* _Work to complete_
Write out the full listing exactly as given, minus the images.

* _Data shown_
* * * * * * *
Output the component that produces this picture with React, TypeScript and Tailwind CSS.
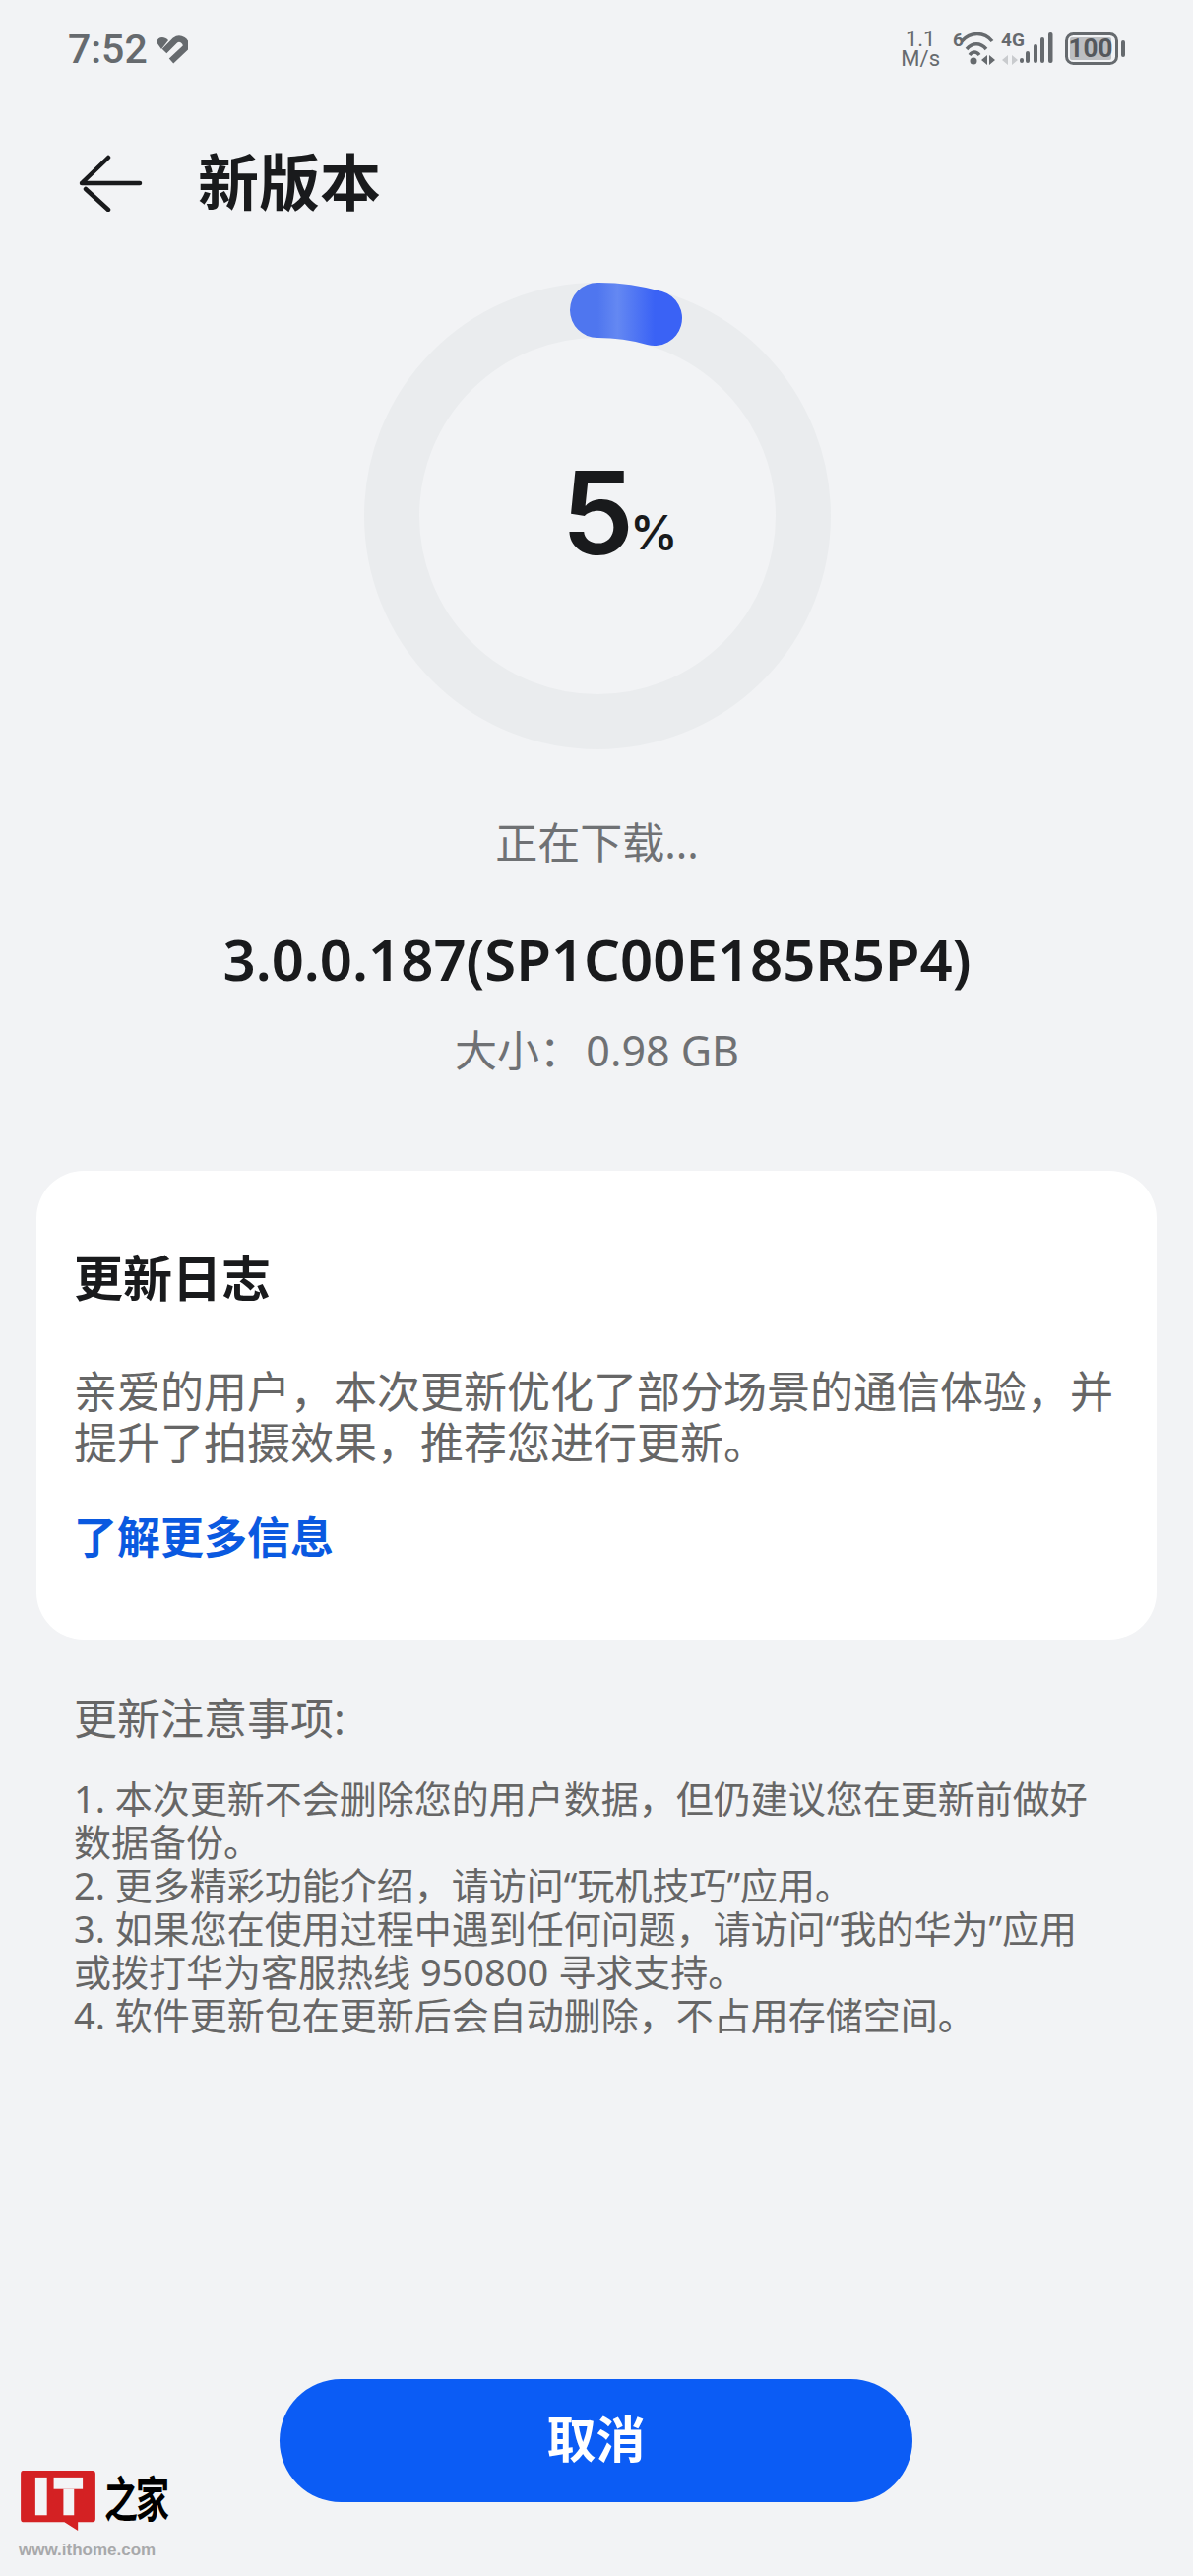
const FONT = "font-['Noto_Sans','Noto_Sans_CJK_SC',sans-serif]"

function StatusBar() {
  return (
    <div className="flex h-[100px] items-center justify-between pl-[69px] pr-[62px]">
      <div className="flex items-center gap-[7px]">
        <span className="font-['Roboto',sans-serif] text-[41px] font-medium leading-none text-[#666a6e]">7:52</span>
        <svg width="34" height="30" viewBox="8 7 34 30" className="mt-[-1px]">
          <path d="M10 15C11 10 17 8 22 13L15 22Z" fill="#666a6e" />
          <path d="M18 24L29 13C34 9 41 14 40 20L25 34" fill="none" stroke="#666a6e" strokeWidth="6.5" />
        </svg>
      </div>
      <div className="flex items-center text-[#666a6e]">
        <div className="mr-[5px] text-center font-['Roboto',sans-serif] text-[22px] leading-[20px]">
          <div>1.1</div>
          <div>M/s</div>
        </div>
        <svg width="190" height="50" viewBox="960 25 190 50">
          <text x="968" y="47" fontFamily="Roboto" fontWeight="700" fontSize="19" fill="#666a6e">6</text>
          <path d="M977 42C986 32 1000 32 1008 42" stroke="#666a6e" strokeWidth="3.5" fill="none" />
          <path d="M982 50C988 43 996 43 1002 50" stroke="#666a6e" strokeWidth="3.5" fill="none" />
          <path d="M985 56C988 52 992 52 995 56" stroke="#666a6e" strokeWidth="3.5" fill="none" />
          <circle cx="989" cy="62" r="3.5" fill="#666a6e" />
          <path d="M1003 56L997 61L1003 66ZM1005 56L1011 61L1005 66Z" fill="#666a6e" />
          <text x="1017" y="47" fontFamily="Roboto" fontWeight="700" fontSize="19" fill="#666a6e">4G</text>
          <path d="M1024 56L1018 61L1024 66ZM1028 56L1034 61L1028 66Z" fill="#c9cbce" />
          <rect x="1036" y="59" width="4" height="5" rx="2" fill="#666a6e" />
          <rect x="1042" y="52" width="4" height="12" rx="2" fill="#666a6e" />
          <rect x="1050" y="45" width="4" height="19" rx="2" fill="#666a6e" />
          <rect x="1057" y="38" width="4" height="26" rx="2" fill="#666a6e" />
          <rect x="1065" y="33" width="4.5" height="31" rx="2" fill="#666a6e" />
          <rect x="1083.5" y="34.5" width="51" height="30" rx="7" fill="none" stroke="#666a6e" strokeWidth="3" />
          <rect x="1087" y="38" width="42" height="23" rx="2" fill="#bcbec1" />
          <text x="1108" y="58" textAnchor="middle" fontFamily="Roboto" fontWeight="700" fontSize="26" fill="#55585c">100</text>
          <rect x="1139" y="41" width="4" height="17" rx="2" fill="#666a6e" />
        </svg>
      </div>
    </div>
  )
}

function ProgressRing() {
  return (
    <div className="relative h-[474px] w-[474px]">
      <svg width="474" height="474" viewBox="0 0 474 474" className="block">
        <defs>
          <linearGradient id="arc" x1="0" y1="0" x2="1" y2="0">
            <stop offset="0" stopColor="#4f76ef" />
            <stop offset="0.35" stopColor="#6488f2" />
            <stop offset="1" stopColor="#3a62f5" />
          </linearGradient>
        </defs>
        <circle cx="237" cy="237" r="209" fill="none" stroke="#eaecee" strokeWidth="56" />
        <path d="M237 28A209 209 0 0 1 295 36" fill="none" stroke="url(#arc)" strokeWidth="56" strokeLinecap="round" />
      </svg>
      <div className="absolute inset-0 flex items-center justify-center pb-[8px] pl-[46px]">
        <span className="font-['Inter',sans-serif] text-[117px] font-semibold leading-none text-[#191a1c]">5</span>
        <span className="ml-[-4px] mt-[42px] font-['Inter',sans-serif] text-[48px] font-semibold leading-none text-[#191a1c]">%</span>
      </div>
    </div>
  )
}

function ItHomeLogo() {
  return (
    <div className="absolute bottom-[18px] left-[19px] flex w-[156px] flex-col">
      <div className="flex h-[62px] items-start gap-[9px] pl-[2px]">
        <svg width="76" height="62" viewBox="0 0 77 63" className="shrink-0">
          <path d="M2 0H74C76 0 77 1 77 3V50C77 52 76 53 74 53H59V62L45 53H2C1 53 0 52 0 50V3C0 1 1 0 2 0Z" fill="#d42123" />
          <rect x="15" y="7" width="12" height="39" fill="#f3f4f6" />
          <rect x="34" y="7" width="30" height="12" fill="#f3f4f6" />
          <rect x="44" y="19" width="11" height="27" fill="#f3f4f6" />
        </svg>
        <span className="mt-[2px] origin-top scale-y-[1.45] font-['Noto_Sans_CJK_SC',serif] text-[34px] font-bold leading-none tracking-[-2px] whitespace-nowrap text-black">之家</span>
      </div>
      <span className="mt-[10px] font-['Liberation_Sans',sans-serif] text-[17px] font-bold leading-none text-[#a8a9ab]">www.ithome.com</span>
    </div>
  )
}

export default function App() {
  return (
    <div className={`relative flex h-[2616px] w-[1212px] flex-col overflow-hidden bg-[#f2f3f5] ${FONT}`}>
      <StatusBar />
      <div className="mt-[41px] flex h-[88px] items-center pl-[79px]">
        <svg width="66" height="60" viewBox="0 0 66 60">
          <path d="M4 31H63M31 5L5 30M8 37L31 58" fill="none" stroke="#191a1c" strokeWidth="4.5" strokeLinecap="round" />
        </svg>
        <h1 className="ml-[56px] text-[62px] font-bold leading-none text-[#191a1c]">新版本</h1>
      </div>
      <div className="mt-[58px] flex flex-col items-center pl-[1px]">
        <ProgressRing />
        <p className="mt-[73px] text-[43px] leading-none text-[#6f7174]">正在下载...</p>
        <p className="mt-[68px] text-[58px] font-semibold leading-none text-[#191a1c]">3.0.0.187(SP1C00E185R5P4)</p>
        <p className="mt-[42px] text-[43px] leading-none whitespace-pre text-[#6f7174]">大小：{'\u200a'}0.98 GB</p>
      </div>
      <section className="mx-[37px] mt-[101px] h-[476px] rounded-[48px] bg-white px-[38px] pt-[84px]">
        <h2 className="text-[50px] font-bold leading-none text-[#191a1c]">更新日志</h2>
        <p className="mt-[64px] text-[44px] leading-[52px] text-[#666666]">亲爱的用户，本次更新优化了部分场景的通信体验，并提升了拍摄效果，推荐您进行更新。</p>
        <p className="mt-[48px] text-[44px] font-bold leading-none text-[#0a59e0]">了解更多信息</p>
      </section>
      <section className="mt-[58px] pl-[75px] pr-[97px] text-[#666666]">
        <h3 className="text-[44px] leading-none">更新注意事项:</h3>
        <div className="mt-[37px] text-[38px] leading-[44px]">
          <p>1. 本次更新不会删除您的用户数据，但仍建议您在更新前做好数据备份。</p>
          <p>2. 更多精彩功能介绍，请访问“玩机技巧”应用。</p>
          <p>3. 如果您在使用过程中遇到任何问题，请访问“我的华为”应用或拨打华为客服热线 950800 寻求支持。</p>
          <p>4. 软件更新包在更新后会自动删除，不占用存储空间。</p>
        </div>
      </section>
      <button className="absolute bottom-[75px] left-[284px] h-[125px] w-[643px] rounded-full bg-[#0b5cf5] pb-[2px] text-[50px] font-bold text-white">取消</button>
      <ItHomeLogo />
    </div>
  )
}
* * * * * * *
* _Answer in full_
Output the component that produces this picture with React, TypeScript and Tailwind CSS.
const FONT = "font-['Noto_Sans','Noto_Sans_CJK_SC',sans-serif]"

function StatusBar() {
  return (
    <div className="flex h-[100px] items-center justify-between pl-[69px] pr-[62px]">
      <div className="flex items-center gap-[7px]">
        <span className="font-['Roboto',sans-serif] text-[41px] font-medium leading-none text-[#666a6e]">7:52</span>
        <svg width="34" height="30" viewBox="8 7 34 30" className="mt-[-1px]">
          <path d="M10 15C11 10 17 8 22 13L15 22Z" fill="#666a6e" />
          <path d="M18 24L29 13C34 9 41 14 40 20L25 34" fill="none" stroke="#666a6e" strokeWidth="6.5" />
        </svg>
      </div>
      <div className="flex items-center text-[#666a6e]">
        <div className="mr-[5px] text-center font-['Roboto',sans-serif] text-[22px] leading-[20px]">
          <div>1.1</div>
          <div>M/s</div>
        </div>
        <svg width="190" height="50" viewBox="960 25 190 50">
          <text x="968" y="47" fontFamily="Roboto" fontWeight="700" fontSize="19" fill="#666a6e">6</text>
          <path d="M977 42C986 32 1000 32 1008 42" stroke="#666a6e" strokeWidth="3.5" fill="none" />
          <path d="M982 50C988 43 996 43 1002 50" stroke="#666a6e" strokeWidth="3.5" fill="none" />
          <path d="M985 56C988 52 992 52 995 56" stroke="#666a6e" strokeWidth="3.5" fill="none" />
          <circle cx="989" cy="62" r="3.5" fill="#666a6e" />
          <path d="M1003 56L997 61L1003 66ZM1005 56L1011 61L1005 66Z" fill="#666a6e" />
          <text x="1017" y="47" fontFamily="Roboto" fontWeight="700" fontSize="19" fill="#666a6e">4G</text>
          <path d="M1024 56L1018 61L1024 66ZM1028 56L1034 61L1028 66Z" fill="#c9cbce" />
          <rect x="1036" y="59" width="4" height="5" rx="2" fill="#666a6e" />
          <rect x="1042" y="52" width="4" height="12" rx="2" fill="#666a6e" />
          <rect x="1050" y="45" width="4" height="19" rx="2" fill="#666a6e" />
          <rect x="1057" y="38" width="4" height="26" rx="2" fill="#666a6e" />
          <rect x="1065" y="33" width="4.5" height="31" rx="2" fill="#666a6e" />
          <rect x="1083.5" y="34.5" width="51" height="30" rx="7" fill="none" stroke="#666a6e" strokeWidth="3" />
          <rect x="1087" y="38" width="42" height="23" rx="2" fill="#bcbec1" />
          <text x="1108" y="58" textAnchor="middle" fontFamily="Roboto" fontWeight="700" fontSize="26" fill="#55585c">100</text>
          <rect x="1139" y="41" width="4" height="17" rx="2" fill="#666a6e" />
        </svg>
      </div>
    </div>
  )
}

function ProgressRing() {
  return (
    <div className="relative h-[474px] w-[474px]">
      <svg width="474" height="474" viewBox="0 0 474 474" className="block">
        <defs>
          <linearGradient id="arc" x1="0" y1="0" x2="1" y2="0">
            <stop offset="0" stopColor="#4f76ef" />
            <stop offset="0.35" stopColor="#6488f2" />
            <stop offset="1" stopColor="#3a62f5" />
          </linearGradient>
        </defs>
        <circle cx="237" cy="237" r="209" fill="none" stroke="#eaecee" strokeWidth="56" />
        <path d="M237 28A209 209 0 0 1 295 36" fill="none" stroke="url(#arc)" strokeWidth="56" strokeLinecap="round" />
      </svg>
      <div className="absolute inset-0 flex items-center justify-center pb-[8px] pl-[46px]">
        <span className="font-['Inter',sans-serif] text-[117px] font-semibold leading-none text-[#191a1c]">5</span>
        <span className="ml-[-4px] mt-[42px] font-['Inter',sans-serif] text-[48px] font-semibold leading-none text-[#191a1c]">%</span>
      </div>
    </div>
  )
}

function ItHomeLogo() {
  return (
    <div className="absolute bottom-[18px] left-[19px] flex w-[156px] flex-col">
      <div className="flex h-[62px] items-start gap-[9px] pl-[2px]">
        <svg width="76" height="62" viewBox="0 0 77 63" className="shrink-0">
          <path d="M2 0H74C76 0 77 1 77 3V50C77 52 76 53 74 53H59V62L45 53H2C1 53 0 52 0 50V3C0 1 1 0 2 0Z" fill="#d42123" />
          <rect x="15" y="7" width="12" height="39" fill="#f3f4f6" />
          <rect x="34" y="7" width="30" height="12" fill="#f3f4f6" />
          <rect x="44" y="19" width="11" height="27" fill="#f3f4f6" />
        </svg>
        <span className="mt-[2px] origin-top scale-y-[1.45] font-['Noto_Sans_CJK_SC',serif] text-[34px] font-bold leading-none tracking-[-2px] whitespace-nowrap text-black">之家</span>
      </div>
      <span className="mt-[10px] font-['Liberation_Sans',sans-serif] text-[17px] font-bold leading-none text-[#a8a9ab]">www.ithome.com</span>
    </div>
  )
}

export default function App() {
  return (
    <div className={`relative flex h-[2616px] w-[1212px] flex-col overflow-hidden bg-[#f2f3f5] ${FONT}`}>
      <StatusBar />
      <div className="mt-[41px] flex h-[88px] items-center pl-[79px]">
        <svg width="66" height="60" viewBox="0 0 66 60">
          <path d="M4 31H63M31 5L5 30M8 37L31 58" fill="none" stroke="#191a1c" strokeWidth="4.5" strokeLinecap="round" />
        </svg>
        <h1 className="ml-[56px] text-[62px] font-bold leading-none text-[#191a1c]">新版本</h1>
      </div>
      <div className="mt-[58px] flex flex-col items-center pl-[1px]">
        <ProgressRing />
        <p className="mt-[73px] text-[43px] leading-none text-[#6f7174]">正在下载...</p>
        <p className="mt-[68px] text-[58px] font-semibold leading-none text-[#191a1c]">3.0.0.187(SP1C00E185R5P4)</p>
        <p className="mt-[42px] text-[43px] leading-none whitespace-pre text-[#6f7174]">大小：{'\u200a'}0.98 GB</p>
      </div>
      <section className="mx-[37px] mt-[101px] h-[476px] rounded-[48px] bg-white px-[38px] pt-[84px]">
        <h2 className="text-[50px] font-bold leading-none text-[#191a1c]">更新日志</h2>
        <p className="mt-[64px] text-[44px] leading-[52px] text-[#666666]">亲爱的用户，本次更新优化了部分场景的通信体验，并提升了拍摄效果，推荐您进行更新。</p>
        <p className="mt-[48px] text-[44px] font-bold leading-none text-[#0a59e0]">了解更多信息</p>
      </section>
      <section className="mt-[58px] pl-[75px] pr-[97px] text-[#666666]">
        <h3 className="text-[44px] leading-none">更新注意事项:</h3>
        <div className="mt-[37px] text-[38px] leading-[44px]">
          <p>1. 本次更新不会删除您的用户数据，但仍建议您在更新前做好数据备份。</p>
          <p>2. 更多精彩功能介绍，请访问“玩机技巧”应用。</p>
          <p>3. 如果您在使用过程中遇到任何问题，请访问“我的华为”应用或拨打华为客服热线 950800 寻求支持。</p>
          <p>4. 软件更新包在更新后会自动删除，不占用存储空间。</p>
        </div>
      </section>
      <button className="absolute bottom-[75px] left-[284px] h-[125px] w-[643px] rounded-full bg-[#0b5cf5] pb-[2px] text-[50px] font-bold text-white">取消</button>
      <ItHomeLogo />
    </div>
  )
}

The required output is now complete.